Recorded information =
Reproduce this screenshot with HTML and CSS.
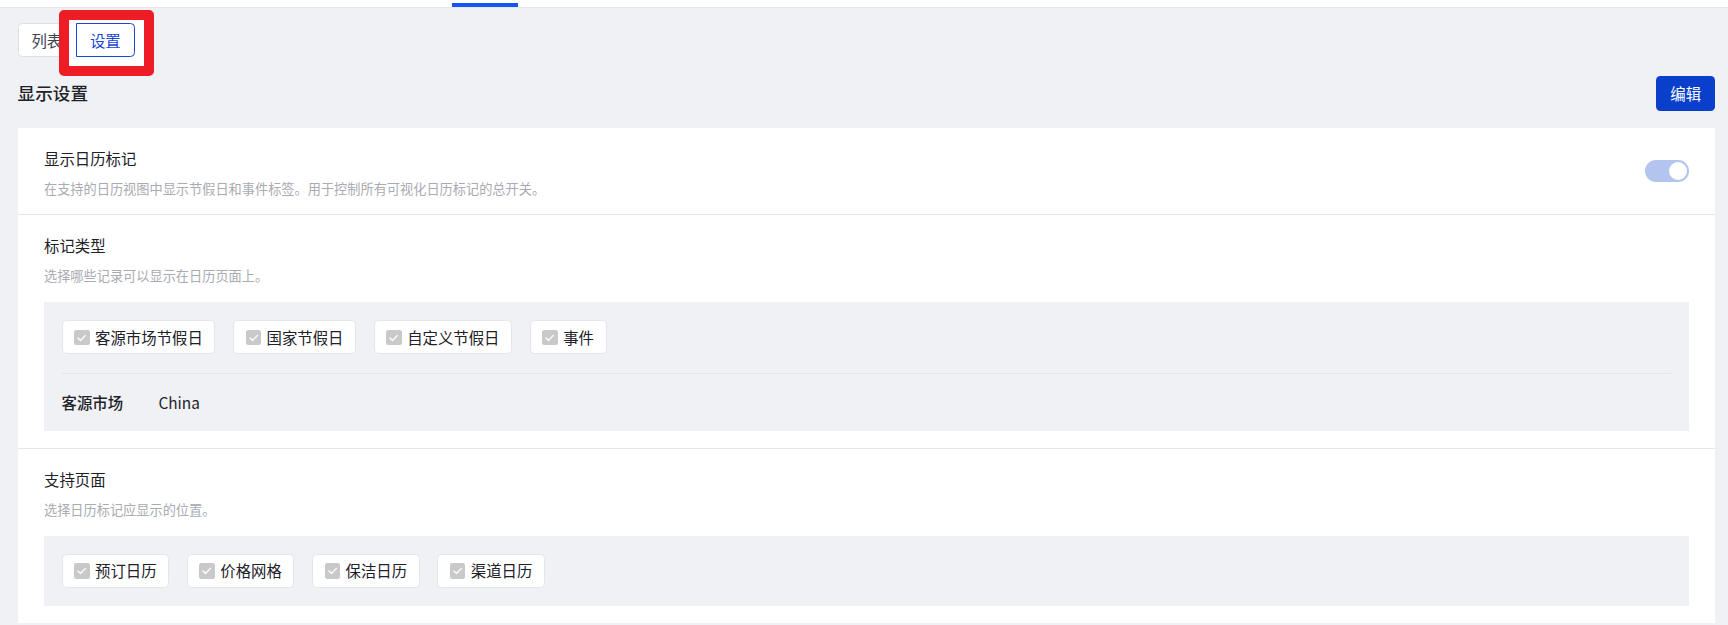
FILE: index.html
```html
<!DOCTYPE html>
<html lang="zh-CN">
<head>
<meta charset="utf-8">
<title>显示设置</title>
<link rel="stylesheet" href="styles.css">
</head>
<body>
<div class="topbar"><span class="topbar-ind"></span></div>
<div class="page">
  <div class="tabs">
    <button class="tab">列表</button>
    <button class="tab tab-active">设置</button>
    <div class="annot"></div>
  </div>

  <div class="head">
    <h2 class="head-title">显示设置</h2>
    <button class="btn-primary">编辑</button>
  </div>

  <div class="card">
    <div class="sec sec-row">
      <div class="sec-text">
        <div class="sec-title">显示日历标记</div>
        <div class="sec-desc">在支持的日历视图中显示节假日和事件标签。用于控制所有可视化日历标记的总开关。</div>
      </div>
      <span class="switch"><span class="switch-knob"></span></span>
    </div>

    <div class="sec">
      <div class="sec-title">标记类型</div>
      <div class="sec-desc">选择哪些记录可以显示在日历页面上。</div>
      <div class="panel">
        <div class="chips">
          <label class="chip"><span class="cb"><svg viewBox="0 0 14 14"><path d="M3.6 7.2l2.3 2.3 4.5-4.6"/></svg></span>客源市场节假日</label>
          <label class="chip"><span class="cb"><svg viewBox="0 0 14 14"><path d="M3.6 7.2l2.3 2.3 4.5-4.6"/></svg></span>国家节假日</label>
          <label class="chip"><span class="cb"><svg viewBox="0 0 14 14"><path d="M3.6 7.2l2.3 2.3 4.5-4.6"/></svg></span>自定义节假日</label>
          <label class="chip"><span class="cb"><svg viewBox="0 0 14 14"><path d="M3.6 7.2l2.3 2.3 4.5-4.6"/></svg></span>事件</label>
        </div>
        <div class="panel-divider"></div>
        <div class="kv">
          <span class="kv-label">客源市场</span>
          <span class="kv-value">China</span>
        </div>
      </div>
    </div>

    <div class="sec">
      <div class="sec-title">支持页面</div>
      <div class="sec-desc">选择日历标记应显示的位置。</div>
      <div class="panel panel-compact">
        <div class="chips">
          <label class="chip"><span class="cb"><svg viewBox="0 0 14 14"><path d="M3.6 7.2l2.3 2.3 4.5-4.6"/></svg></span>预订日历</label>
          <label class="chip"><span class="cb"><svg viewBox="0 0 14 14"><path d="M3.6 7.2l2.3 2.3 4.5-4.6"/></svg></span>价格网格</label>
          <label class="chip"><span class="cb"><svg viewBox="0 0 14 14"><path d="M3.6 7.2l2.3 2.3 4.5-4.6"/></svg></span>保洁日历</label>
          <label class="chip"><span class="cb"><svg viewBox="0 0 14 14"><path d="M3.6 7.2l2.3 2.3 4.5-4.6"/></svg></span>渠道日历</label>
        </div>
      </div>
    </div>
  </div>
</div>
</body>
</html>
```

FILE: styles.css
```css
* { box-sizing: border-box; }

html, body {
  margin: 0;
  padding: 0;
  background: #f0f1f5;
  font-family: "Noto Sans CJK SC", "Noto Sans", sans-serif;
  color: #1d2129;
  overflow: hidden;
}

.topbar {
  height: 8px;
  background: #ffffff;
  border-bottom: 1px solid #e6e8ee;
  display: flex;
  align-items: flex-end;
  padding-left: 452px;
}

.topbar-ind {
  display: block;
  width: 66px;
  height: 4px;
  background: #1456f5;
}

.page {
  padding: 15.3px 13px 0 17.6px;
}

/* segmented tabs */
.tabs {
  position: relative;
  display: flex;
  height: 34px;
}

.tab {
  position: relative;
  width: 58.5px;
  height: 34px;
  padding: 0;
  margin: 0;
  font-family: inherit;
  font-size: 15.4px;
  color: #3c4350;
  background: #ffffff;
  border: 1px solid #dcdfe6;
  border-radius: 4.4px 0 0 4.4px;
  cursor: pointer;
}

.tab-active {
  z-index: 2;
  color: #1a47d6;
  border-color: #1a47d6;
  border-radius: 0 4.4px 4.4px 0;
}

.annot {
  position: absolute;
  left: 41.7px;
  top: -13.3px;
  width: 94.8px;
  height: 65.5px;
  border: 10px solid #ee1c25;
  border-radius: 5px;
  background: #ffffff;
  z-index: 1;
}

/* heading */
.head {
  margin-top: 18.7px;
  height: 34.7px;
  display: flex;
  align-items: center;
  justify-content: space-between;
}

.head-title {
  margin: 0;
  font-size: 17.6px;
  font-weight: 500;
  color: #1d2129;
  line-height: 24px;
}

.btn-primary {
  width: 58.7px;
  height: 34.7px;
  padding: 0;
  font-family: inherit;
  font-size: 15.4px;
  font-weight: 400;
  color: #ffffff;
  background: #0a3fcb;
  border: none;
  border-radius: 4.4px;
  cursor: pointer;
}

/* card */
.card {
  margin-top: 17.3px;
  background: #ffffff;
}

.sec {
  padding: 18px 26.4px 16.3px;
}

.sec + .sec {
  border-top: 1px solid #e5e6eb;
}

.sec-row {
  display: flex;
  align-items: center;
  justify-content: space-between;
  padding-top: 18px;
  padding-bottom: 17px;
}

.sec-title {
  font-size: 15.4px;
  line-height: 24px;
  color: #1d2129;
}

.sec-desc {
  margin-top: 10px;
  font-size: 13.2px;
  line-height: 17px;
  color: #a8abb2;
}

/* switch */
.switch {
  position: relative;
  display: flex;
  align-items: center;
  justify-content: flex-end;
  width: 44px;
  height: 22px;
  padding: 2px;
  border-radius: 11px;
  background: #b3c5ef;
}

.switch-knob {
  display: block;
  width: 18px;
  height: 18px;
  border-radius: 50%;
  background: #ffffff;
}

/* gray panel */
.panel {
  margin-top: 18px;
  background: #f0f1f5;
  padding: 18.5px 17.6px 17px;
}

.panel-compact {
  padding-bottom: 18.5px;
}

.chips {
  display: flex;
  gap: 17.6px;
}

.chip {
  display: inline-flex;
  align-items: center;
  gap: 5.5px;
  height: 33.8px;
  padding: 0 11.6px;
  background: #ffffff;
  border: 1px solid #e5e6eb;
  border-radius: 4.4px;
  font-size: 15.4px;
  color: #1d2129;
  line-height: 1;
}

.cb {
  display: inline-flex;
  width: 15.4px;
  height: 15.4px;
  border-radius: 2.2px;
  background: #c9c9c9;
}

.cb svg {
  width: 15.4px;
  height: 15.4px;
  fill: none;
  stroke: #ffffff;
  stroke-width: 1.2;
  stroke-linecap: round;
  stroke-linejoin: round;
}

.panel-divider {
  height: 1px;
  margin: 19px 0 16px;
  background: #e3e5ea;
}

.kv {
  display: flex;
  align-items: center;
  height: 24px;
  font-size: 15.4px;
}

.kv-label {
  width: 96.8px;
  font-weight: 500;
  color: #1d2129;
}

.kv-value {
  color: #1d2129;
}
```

Requirement = Extract the full listing exactly, with the pictures left out.

Solution to this task =
Reproduce this screenshot with HTML and CSS.
FILE: index.html
```html
<!DOCTYPE html>
<html lang="zh-CN">
<head>
<meta charset="utf-8">
<title>显示设置</title>
<link rel="stylesheet" href="styles.css">
</head>
<body>
<div class="topbar"><span class="topbar-ind"></span></div>
<div class="page">
  <div class="tabs">
    <button class="tab">列表</button>
    <button class="tab tab-active">设置</button>
    <div class="annot"></div>
  </div>

  <div class="head">
    <h2 class="head-title">显示设置</h2>
    <button class="btn-primary">编辑</button>
  </div>

  <div class="card">
    <div class="sec sec-row">
      <div class="sec-text">
        <div class="sec-title">显示日历标记</div>
        <div class="sec-desc">在支持的日历视图中显示节假日和事件标签。用于控制所有可视化日历标记的总开关。</div>
      </div>
      <span class="switch"><span class="switch-knob"></span></span>
    </div>

    <div class="sec">
      <div class="sec-title">标记类型</div>
      <div class="sec-desc">选择哪些记录可以显示在日历页面上。</div>
      <div class="panel">
        <div class="chips">
          <label class="chip"><span class="cb"><svg viewBox="0 0 14 14"><path d="M3.6 7.2l2.3 2.3 4.5-4.6"/></svg></span>客源市场节假日</label>
          <label class="chip"><span class="cb"><svg viewBox="0 0 14 14"><path d="M3.6 7.2l2.3 2.3 4.5-4.6"/></svg></span>国家节假日</label>
          <label class="chip"><span class="cb"><svg viewBox="0 0 14 14"><path d="M3.6 7.2l2.3 2.3 4.5-4.6"/></svg></span>自定义节假日</label>
          <label class="chip"><span class="cb"><svg viewBox="0 0 14 14"><path d="M3.6 7.2l2.3 2.3 4.5-4.6"/></svg></span>事件</label>
        </div>
        <div class="panel-divider"></div>
        <div class="kv">
          <span class="kv-label">客源市场</span>
          <span class="kv-value">China</span>
        </div>
      </div>
    </div>

    <div class="sec">
      <div class="sec-title">支持页面</div>
      <div class="sec-desc">选择日历标记应显示的位置。</div>
      <div class="panel panel-compact">
        <div class="chips">
          <label class="chip"><span class="cb"><svg viewBox="0 0 14 14"><path d="M3.6 7.2l2.3 2.3 4.5-4.6"/></svg></span>预订日历</label>
          <label class="chip"><span class="cb"><svg viewBox="0 0 14 14"><path d="M3.6 7.2l2.3 2.3 4.5-4.6"/></svg></span>价格网格</label>
          <label class="chip"><span class="cb"><svg viewBox="0 0 14 14"><path d="M3.6 7.2l2.3 2.3 4.5-4.6"/></svg></span>保洁日历</label>
          <label class="chip"><span class="cb"><svg viewBox="0 0 14 14"><path d="M3.6 7.2l2.3 2.3 4.5-4.6"/></svg></span>渠道日历</label>
        </div>
      </div>
    </div>
  </div>
</div>
</body>
</html>
```

FILE: styles.css
```css
* { box-sizing: border-box; }

html, body {
  margin: 0;
  padding: 0;
  background: #f0f1f5;
  font-family: "Noto Sans CJK SC", "Noto Sans", sans-serif;
  color: #1d2129;
  overflow: hidden;
}

.topbar {
  height: 8px;
  background: #ffffff;
  border-bottom: 1px solid #e6e8ee;
  display: flex;
  align-items: flex-end;
  padding-left: 452px;
}

.topbar-ind {
  display: block;
  width: 66px;
  height: 4px;
  background: #1456f5;
}

.page {
  padding: 15.3px 13px 0 17.6px;
}

/* segmented tabs */
.tabs {
  position: relative;
  display: flex;
  height: 34px;
}

.tab {
  position: relative;
  width: 58.5px;
  height: 34px;
  padding: 0;
  margin: 0;
  font-family: inherit;
  font-size: 15.4px;
  color: #3c4350;
  background: #ffffff;
  border: 1px solid #dcdfe6;
  border-radius: 4.4px 0 0 4.4px;
  cursor: pointer;
}

.tab-active {
  z-index: 2;
  color: #1a47d6;
  border-color: #1a47d6;
  border-radius: 0 4.4px 4.4px 0;
}

.annot {
  position: absolute;
  left: 41.7px;
  top: -13.3px;
  width: 94.8px;
  height: 65.5px;
  border: 10px solid #ee1c25;
  border-radius: 5px;
  background: #ffffff;
  z-index: 1;
}

/* heading */
.head {
  margin-top: 18.7px;
  height: 34.7px;
  display: flex;
  align-items: center;
  justify-content: space-between;
}

.head-title {
  margin: 0;
  font-size: 17.6px;
  font-weight: 500;
  color: #1d2129;
  line-height: 24px;
}

.btn-primary {
  width: 58.7px;
  height: 34.7px;
  padding: 0;
  font-family: inherit;
  font-size: 15.4px;
  font-weight: 400;
  color: #ffffff;
  background: #0a3fcb;
  border: none;
  border-radius: 4.4px;
  cursor: pointer;
}

/* card */
.card {
  margin-top: 17.3px;
  background: #ffffff;
}

.sec {
  padding: 18px 26.4px 16.3px;
}

.sec + .sec {
  border-top: 1px solid #e5e6eb;
}

.sec-row {
  display: flex;
  align-items: center;
  justify-content: space-between;
  padding-top: 18px;
  padding-bottom: 17px;
}

.sec-title {
  font-size: 15.4px;
  line-height: 24px;
  color: #1d2129;
}

.sec-desc {
  margin-top: 10px;
  font-size: 13.2px;
  line-height: 17px;
  color: #a8abb2;
}

/* switch */
.switch {
  position: relative;
  display: flex;
  align-items: center;
  justify-content: flex-end;
  width: 44px;
  height: 22px;
  padding: 2px;
  border-radius: 11px;
  background: #b3c5ef;
}

.switch-knob {
  display: block;
  width: 18px;
  height: 18px;
  border-radius: 50%;
  background: #ffffff;
}

/* gray panel */
.panel {
  margin-top: 18px;
  background: #f0f1f5;
  padding: 18.5px 17.6px 17px;
}

.panel-compact {
  padding-bottom: 18.5px;
}

.chips {
  display: flex;
  gap: 17.6px;
}

.chip {
  display: inline-flex;
  align-items: center;
  gap: 5.5px;
  height: 33.8px;
  padding: 0 11.6px;
  background: #ffffff;
  border: 1px solid #e5e6eb;
  border-radius: 4.4px;
  font-size: 15.4px;
  color: #1d2129;
  line-height: 1;
}

.cb {
  display: inline-flex;
  width: 15.4px;
  height: 15.4px;
  border-radius: 2.2px;
  background: #c9c9c9;
}

.cb svg {
  width: 15.4px;
  height: 15.4px;
  fill: none;
  stroke: #ffffff;
  stroke-width: 1.2;
  stroke-linecap: round;
  stroke-linejoin: round;
}

.panel-divider {
  height: 1px;
  margin: 19px 0 16px;
  background: #e3e5ea;
}

.kv {
  display: flex;
  align-items: center;
  height: 24px;
  font-size: 15.4px;
}

.kv-label {
  width: 96.8px;
  font-weight: 500;
  color: #1d2129;
}

.kv-value {
  color: #1d2129;
}
```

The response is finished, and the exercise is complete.